The first step is to determine which aspects of the products need to be modernized first and what should be done later. The VP and the engineering team might face certain challenges if the product is too outdated. Also, as every product in the portfolio is different, the modernization strategy will differ too. Some products might require a complete overhaul; other products would need only partial modernization. The engineering team must ask themselves the following questions to determine the right strategy to make their products data-focused. These questions include: 

  • What is the goal behind embedding analytics into the product? Think beyond reducing churn. Think from a business perspective if the change will help enterprise customers improve the business outcomes. Will it help the enterprise customer become data-driven? 
  • Which products should be modernized in this way? Do you require a need analysis to determine if the products require modernization? Will it address the business needs of the customers? Or will the existing product work fine? The objective is to avoid following the trend for the sake of showing the transformation. It must continue to deliver business value. 
  • What could be the possible challenges in adding the analytics layer to the product? There are several complexities to factor in. This could involve training the team on new technologies, the complexity caused due to the co-existence of legacy and new systems, the introduction of new systems and processes, and more. 

The answers to these questions will help the VPs identify the gaps in the existing products and map the phases to either improve or renew them.  

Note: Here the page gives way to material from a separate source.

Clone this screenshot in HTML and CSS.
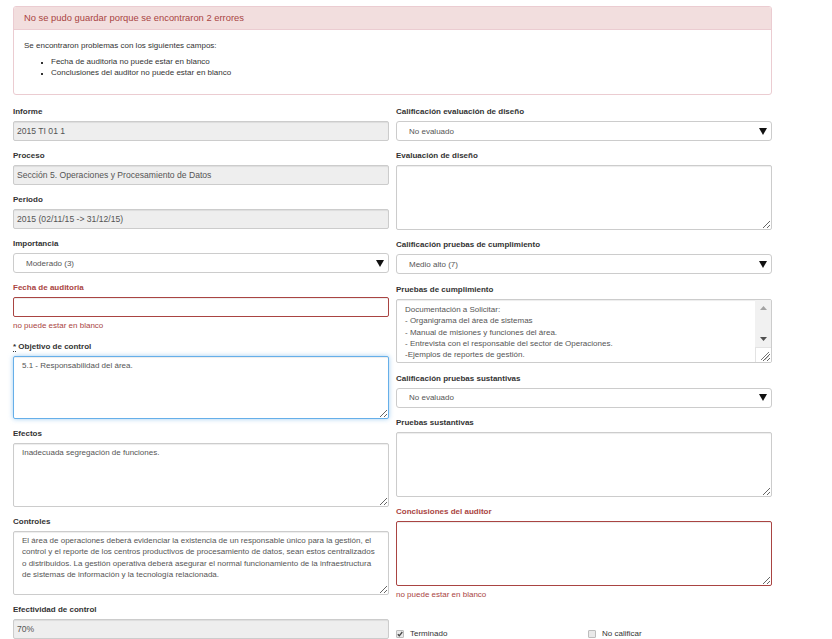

  1. Devise a remediation strategy

Sometimes an existing legacy product can still be used after making some incremental improvements. The objective is to “data-enable” the product enough to ensure that it’s architecturally competent to run in its new environment and meet the ever-changing customer demands. This strategy has traditionally been followed to improve code quality, developer productivity, and overall compliance with standards. It’s worth examining if a similar approach can be followed to bolt on that all-important data analytics layer without having to change too much else.  

Obviously, this would be relatively less expensive as there is no complete overhaul of systems and processes involved. Some of the remediation activities involve – making every component of the product compliant with REST API and web API, integrating automation, accounting for new feature deployment and upgrade scenarios, and redefining component communications from IPC or shared memory to HTTP. These components are also tested to ensure safe transactions.  The VPs of Engineering must identify products that can be remediated to fit the needs of the customers.  

  1. Design aproduct updating strategy 

If the existing legacy products are too outdated and cannot be improved with remediation, the next step is to plan a product overhaul (or migration) strategy to give the product the data analytics capabilities it so desperately needs. According to McKinsey, there are six common ways in which ISVs can change the architecture of legacy enterprise products and make them data-driven. These six shifts include: 

  • On-premise to cloud-based data platforms 
  • Batch to real-time processing of data 
  • Pre-integrated to modular platforms 
  • Point-to-point to decoupled data access 
  • Rigid data models to extensible data schemas 
  • Enterprise to domain-based architecture 

Whichever shifting strategy is chosen, the ISV needs to be careful while re-architecting existing platforms and infrastructure. There should not be extensive changes to workflows and it must be convenient for the enterprise users to use daily. It must also not disrupt the daily operations of the enterprise customers, in a negative way, of course! The objective is to ensure that the upgraded product architecture allows enterprise customers to integrate data analytics and AI in their operations seamlessly and stay agile and resilient in a dynamic, customer-centric environment. They must still get the full power and functionality of the enterprise tool they were used to, except it now comes with the power of data analytics built-in.  

  

Conclusion 

Legacy products require some level of modernization to become AI-based data products. This essentially means that the product must have new functionalities that meet customer demands and keep pace with the industry’s rapid changes. Given the complexity of the modernization process, the VPs of Engineering must identify a partner who can manage the end-to-end process in alignment with the enterprise’s business goals.